The Opposition tried to put it through the wringer in the Dáil chamber, but to no avail. An attempt earlier in the day to bring Cowen in for questioning was voted down by the Government for the second week in a row.

Regardless of the rights or wrongs, it didn’t look good, particularly when the new Taoiseach was forced to keep accounting for his absent minister for agriculture’s actions.

Advisers

It must have been a relief for the Taoiseach to escape to the more familiar territory of government jobs for the boys and girls – a hardy annual for all leaders down through the years, although this new Government has been handing out the goodies with unbridled enthusiasm.

The Sinn Féin and Labour leaders couldn’t help noticing the number of advisers getting roles with the various Ministers – senior, super junior and junior.

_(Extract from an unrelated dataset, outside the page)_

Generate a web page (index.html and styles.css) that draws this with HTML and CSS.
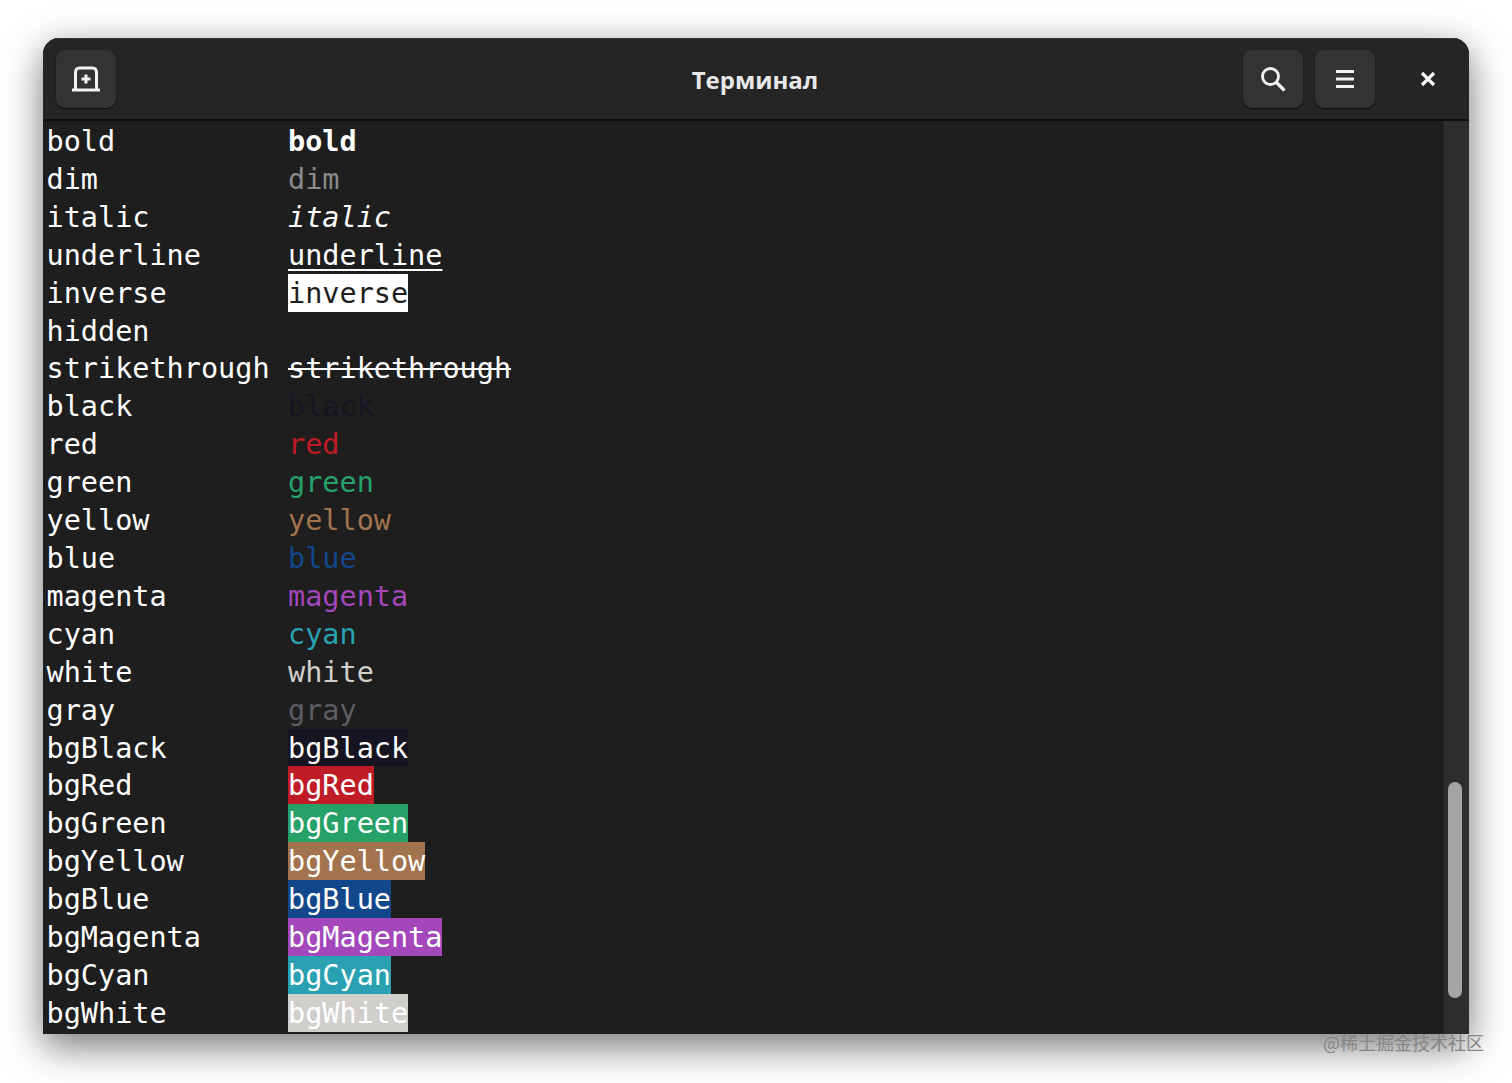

In what Mary Lou McDonald quaintly called “additionality” they wondered if it was really necessary for the Tánaiste’s office to have “five or six” special advisers on top of the ones already in the department, with Greens leader Eamon Ryan getting “four or five” special advisers and Dara Calleary, the chief whip, getting “two” of his own.

Alan Kelly was incensed. “Let me just say this, straight up here, it is also, frankly, a joke that the Minister for Foreign Affairs is going to cost the taxpayer 200k because of – all the things! – he wants a head of protocol, a Garda car and a Garda driver.”

“This is a tripartite government,” explained the Taoiseach. Everyone has to get a fair crack of the whip.

“I’m concerned we now have a holy trinity of Taoiseach,” quipped Mary Lou. (Would that be father and elder statesman Micheál, son and pup-after-his-job Leo Varadkar and the spirit-like Eamon Ryan?)

They’ll have to build an extension with all the new jobs. And the Taoiseach reminded Mary Lou that Sinn Féin is very fond of its special advisers in the North while he reminded Alan that the Labour party “was the architect of the idea” to bring in advisers back in the 1990s.